How small communities overthrow their private water companies



Pat McPherson rattles off facts about his town water system as easily as some people cite baseball stats. He knows that two companies—one public, one private—maintain pipes and treat water in his inland Southern California community. He knows where the border lies.

"You could live in the city of Ojai, and on one side of the street your water bill is $150 and on the other side it's $650," he says.

The private company issuing the higher bill is called Golden State Water, and it's structured and regulated much like Cal Water, which serves remote parts of Sonoma and Marin and was the focus of a recent Bohemian cover story ("Wrung Dry," May 29). It's similar in another way, too: ratepayers complain of costs so steep they're killing the town.

"We saw that the city could actually disappear," McPherson says. After all, shops, restaurants and other players in the town's tourist industry depend on water, and sky-high utility rates threaten their very existence. According to McPherson, even the school district is currently shelling out as much as $65,000 a year on what has come to be a precious and costly resource.

In May, we examined how rates often skyrocket in small towns served by investor-owned water utilities—many of them remote areas with high poverty rates. Marysville in Yuba County, for example, has a poverty rate of almost 26 percent; residents pay between $80 and $350 a month for water, according to resident Connie Walczak, and the town faces a possible rate hike of nearly 50 percent.

Unlike energy utilities, those providing water can't spread the cost of service across a vast, statewide base. Per California's regulating Public Utilities Commission (PUC), each community pays for its own cost of treatment and service, which means that a town of roughly 200, like Dillon Beach in Marin, can get strapped with exponentially more dollars per household than a district with thousands—or hundreds of thousands—of hookups. Dillon Beach residents compensate any way they can: showering once a week, abandoning gardens and buying only dark clothing, so they can wash it less.

But with fees leaving small districts for Cal Water's headquarters—where the CEO drove an $85,000 car, board members were paid thousands per meeting and rate increases were requested to pay the salasries of employees who then weren't even hired—some ratepayers we met in May felt their steep fees were unjust. In Lake County's Lucerne, especially, a group was pushing to oust the private company entirely. A group of citizens in Marysville have filed a formal complaint with the PUC, and the town may be heading toward localization as well.

But is it possible to overthrow your water company?

McPherson is part of Ojai FLOW (Friends of Locally Owned Water), an organization also trying to reclaim its city water infrastructure. This would require eminent domain and 66 percent of the town vote, and it sounds like an underdog story too optimistic to exist off-screen: a city of just over 7,000 vs. a water company serving roughly 250,000. You do the math.

But it has been done. What's more, according to a man whose town actually did declare independence from the company running its pipes, the smaller the community, the better.

Felton is a town of roughly 4,000 that sits along winding, redwood-lined Highway 9 east of Santa Cruz.
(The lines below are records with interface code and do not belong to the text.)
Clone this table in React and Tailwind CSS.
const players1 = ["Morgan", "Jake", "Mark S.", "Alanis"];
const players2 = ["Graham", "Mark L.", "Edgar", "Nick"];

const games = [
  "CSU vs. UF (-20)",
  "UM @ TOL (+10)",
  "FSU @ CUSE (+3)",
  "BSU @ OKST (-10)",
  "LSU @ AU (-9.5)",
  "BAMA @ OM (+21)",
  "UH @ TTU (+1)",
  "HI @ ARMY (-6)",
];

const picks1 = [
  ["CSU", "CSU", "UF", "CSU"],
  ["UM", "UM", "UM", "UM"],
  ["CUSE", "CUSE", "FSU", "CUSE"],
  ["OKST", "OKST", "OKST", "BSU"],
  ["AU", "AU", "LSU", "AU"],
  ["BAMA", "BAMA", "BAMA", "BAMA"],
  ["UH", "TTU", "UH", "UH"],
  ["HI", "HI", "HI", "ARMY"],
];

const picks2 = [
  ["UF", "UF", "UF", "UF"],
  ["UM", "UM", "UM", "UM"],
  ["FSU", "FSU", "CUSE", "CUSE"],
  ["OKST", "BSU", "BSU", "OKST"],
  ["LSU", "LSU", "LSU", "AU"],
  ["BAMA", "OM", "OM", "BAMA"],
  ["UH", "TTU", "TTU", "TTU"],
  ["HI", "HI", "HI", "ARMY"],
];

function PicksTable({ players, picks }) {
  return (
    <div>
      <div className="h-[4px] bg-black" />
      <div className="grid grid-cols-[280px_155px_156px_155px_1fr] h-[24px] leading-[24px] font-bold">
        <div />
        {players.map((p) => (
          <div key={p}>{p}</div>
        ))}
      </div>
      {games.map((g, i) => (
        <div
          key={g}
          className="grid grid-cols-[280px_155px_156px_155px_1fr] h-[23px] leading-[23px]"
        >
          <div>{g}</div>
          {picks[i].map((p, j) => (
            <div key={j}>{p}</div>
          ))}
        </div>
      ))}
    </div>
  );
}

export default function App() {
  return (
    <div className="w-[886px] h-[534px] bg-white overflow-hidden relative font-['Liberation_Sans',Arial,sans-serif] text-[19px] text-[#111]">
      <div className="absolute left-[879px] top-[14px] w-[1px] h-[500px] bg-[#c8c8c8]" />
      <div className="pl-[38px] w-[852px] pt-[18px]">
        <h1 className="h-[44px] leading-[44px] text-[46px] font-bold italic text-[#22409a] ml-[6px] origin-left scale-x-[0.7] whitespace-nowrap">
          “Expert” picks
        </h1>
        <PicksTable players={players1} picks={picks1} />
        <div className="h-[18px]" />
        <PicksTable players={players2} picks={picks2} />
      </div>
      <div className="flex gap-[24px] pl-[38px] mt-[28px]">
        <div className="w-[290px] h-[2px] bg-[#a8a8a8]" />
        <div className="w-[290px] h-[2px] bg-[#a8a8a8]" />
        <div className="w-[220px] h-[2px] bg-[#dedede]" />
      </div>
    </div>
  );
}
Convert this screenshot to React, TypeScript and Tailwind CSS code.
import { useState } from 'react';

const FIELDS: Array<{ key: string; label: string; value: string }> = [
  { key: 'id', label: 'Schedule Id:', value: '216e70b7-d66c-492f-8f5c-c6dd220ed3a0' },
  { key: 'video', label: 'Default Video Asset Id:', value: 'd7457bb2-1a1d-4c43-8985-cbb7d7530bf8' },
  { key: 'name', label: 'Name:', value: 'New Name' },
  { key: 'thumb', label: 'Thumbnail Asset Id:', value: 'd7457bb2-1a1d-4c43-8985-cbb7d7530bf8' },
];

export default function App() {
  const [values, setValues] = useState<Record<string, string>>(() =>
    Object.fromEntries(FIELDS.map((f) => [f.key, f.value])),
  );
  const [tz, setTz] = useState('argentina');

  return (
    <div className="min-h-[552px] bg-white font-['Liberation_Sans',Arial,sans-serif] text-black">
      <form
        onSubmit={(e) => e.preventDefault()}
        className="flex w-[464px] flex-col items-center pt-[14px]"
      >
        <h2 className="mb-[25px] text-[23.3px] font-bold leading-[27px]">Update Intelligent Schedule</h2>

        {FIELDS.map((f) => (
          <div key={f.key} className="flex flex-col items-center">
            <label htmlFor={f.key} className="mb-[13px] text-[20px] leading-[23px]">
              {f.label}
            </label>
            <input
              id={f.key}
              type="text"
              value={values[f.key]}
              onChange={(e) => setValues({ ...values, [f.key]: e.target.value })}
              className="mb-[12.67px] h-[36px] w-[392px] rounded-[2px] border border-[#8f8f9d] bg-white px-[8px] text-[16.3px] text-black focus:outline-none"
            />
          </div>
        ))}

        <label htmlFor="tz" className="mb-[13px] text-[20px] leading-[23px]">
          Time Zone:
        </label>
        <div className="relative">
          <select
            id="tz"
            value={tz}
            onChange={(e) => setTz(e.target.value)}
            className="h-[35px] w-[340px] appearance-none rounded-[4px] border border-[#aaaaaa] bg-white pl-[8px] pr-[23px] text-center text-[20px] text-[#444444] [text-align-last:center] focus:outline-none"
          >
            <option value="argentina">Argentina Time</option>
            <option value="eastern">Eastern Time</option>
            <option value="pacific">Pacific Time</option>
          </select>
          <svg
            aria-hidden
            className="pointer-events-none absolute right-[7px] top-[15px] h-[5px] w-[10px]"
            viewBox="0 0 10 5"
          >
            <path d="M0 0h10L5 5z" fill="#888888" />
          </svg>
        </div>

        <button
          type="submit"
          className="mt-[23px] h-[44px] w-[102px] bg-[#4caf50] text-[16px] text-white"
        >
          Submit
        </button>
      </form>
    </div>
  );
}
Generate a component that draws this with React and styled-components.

It resembles Guerneville. Rustic cabins sit atop long bumpy driveways and line the San Lorenzo River on stilts. It's not the kind of place you'd expect a door-to-door petition to succeed.

But it did, and according to Jim Graham, spokesperson for Felton FLOW, the reason was both simple and surprising: people knew their neighbors.

Graham says that the effort to oust California American Water, another investor-owned utility regulated by the PUC, began when the company requested a 78 percent rate increase in 2003. He estimates that bills were already twice the amount paid to the nearby public utility, San Lorenzo Valley Water District (SLVWD). So a group of ratepayers gathered at the small downtown fire district, discussing how they could take back their water—which runs cold and free through the misty state parks surrounding the town. They decided to go door-to-door.